If people's lives were being put at risk or vast sums of money were at stake then such development speed might be viewed as reckless haste, but the platform here is the diminutive CubeSat, which is about the price of family car and the size of a loaf of bread. This particular mission is as a technology demonstrator called AlSat Nano – a UK Space Agency joint venture with the Algerian Space Agency – and the technology that OSS will demonstrate is the Astro Tube boom.
Deployable structures are critical when making an economic case for a satellite. Payload within a rocket is at a premium, but in space it is important to maximise whatever surface area is available for solar panels, antennae and instruments. The surface area can be increased by using deployable structures – equipment that unfurls from within or the side of the spacecraft. It is no surprise that one of the senior consultants to OSS is Professor Zhong You of Oxford University, who is an expert in deployable closed kinematic chain structures and origami folding.
"As well as using conventional materials we're using new and novel materials we're developing ourselves," said Lawton, "and putting this together with the art of origami."
Some of the really complex folding techniques are being developed for other further-down-the-line projects, like a deployable antennae that can expand from a size of a wastepaper bin to a dish 12m across. The Astro Tube is not a complex bit of folding, but is clever use of materials.
One example of why a deployable boom is an advantage will be demonstrated on Astro Tube's second flight, also next year. It will deploy a magnetometer to measure the Earth's magnetic field as part of an ongoing attempt to predict earthquakes.
Being an electrical device itself, the satellite creates its own magnetic field, so the further away from the craft the instrument is, a metre in this case, the better the integrity of the signals recorded.
One of the problems with deployable structures is that they can destabilise the platform if deployed too quickly, particularly when the platform is as small as a cubesat.

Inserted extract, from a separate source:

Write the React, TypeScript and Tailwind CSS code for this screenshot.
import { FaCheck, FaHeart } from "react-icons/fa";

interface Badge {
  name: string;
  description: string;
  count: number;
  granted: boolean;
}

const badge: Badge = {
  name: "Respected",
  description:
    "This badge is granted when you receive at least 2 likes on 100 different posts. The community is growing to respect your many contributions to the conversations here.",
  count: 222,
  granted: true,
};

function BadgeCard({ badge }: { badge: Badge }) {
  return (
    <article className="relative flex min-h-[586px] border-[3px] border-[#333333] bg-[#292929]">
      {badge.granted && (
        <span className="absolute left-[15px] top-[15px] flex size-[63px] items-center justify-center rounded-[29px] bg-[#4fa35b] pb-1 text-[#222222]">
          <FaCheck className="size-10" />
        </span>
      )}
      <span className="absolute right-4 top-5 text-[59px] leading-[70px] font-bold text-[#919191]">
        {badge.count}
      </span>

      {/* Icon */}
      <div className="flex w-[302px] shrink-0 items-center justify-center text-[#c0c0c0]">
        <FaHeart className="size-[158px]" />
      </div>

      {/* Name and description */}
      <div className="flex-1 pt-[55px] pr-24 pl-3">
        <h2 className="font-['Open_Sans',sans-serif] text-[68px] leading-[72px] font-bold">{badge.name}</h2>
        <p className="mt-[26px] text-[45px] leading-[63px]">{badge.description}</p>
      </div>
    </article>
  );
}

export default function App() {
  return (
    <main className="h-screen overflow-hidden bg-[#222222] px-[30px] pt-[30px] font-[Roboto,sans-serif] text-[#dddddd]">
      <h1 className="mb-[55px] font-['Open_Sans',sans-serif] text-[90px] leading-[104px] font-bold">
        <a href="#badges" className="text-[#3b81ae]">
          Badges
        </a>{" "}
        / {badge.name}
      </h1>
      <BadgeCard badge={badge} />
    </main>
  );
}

Lawton said: "A long boom can act as a gravity gradient boom - that means it starts acting like a pendulum against the earth's gravity, so you can be constantly just destabilising your satellite. The fact we can restow the boom means the satellite can be reoriented and stabilised a lot more easily. So there's some genuine firsts that we'll be achieving with our boom."
Astro Tube is probably easiest to imagine as a more sophisticated version of a builders tape measure. OSS has been working with companies that supply advanced composites to the F1 industry. The process started by looking at all the different carbon fibre materials and resin systems, and then discarding those that wouldn't survive the radiation, temperature or long term degradation due to atomic oxygen or storage.

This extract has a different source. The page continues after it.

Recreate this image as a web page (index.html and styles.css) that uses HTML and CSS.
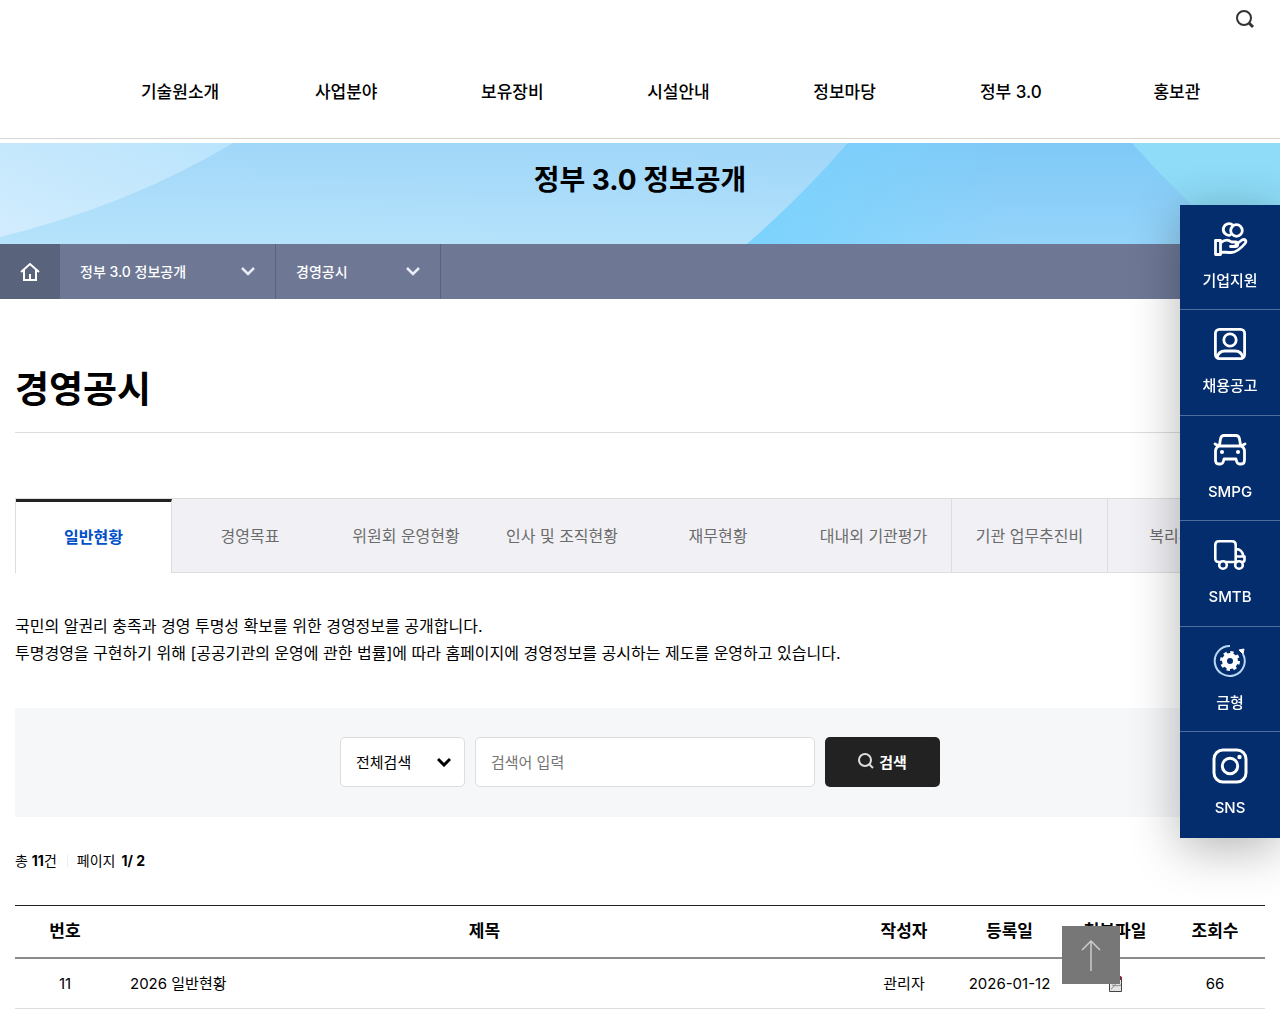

"So when you whittle down the candidate materials you can use, you're left with a very, very small subset," claimed Lawton. "And getting those together in a favourable combination is really tough. And where we've pushed things even further, where there's really some quite exciting IP, is the ability to embed things."
Embedding the electronics can provide power, control and a data route to the instrument at the end of the boom and also can itself act as an aerial.
Movement is controlled through the motor gearbox with a tooth cogged wheel to interface to the holes in the material. This in itself causes a whole bunch of challenges.
Lawton said: "You can get micro delamination – micro cracks and fractures in the material. So the engineering, even to create the holes in a material that you want to flex, is non-trivial."
Choosing components for the device is, according to Lawton, essentially a compromise between cost, availability and reliability. He explained the choice of the two motors (as always in space projects, one is required for redundancy), that were sourced from maxon motors.
"I believe one of the Mars Rovers is using the same type of motor that we are using," he commented. "So it's space proven, it's available at a sensible price point, and the lead times are tolerable."
They were also off-the-shelf components that required only limited modification for space readiness. "Essentially it was the lubricant inside," continued Lawton." Lubricants that you can use on Earth are unsuitable for space. When you subject them to a vacuum, terrestrial lubricants will essentially vaporise. So you've got to use a very specific type that is space-approved."
One possibility that OSS is exploring is using two such Astro Tube's in tandem with a 'rollable' photovoltaic panel in between. This could vastly increase the power budget of small satellites.
"No one is making a huge amount of money out of CubeSats at the moment, because of the power restrictions," concluded Lawton. "The first person that can solve the power problem, coupled with the ability to communicate at high bandwidth from CubeSat, will absolutely clean up because the cost of the platform is inherently low."
A team effort Getting into the space industry, especially for a new company, is not easy. "It's a good market to be in, but it's a damned hard market to enter," Mike Lawton, chief executive of Oxford Space Systems observed. "Getting yourself designed onto a platform is a huge barrier to entry because the industry is so risk-averse, the last thing they actually want to do is then change. It's an uphill struggle but once you're there, you're pretty much in the club. And you'll struggle to find a better definition of low volume, high value engineering sector. So the margins and the cost of space hardware currently is very, very good." Oxford Space Systems is unusual in that no other space technology start-up has attracted venture capital funding. "Most start-ups tend to go what we call the friends, family and fools route. We went straight to the VCs because we were convinced of the value proposition of the technology," said Lawton. The company also got considerable funding and support from Innovate UK and the Satellite Applications Catapult, which has provided OSS with facilities and introductions. These have been, "instrumental in our journey to get us this far," according to Lawton. The company also uses other Innovate UK organisations, like the national Composites Centre and Advanced Manufacturing Centre. |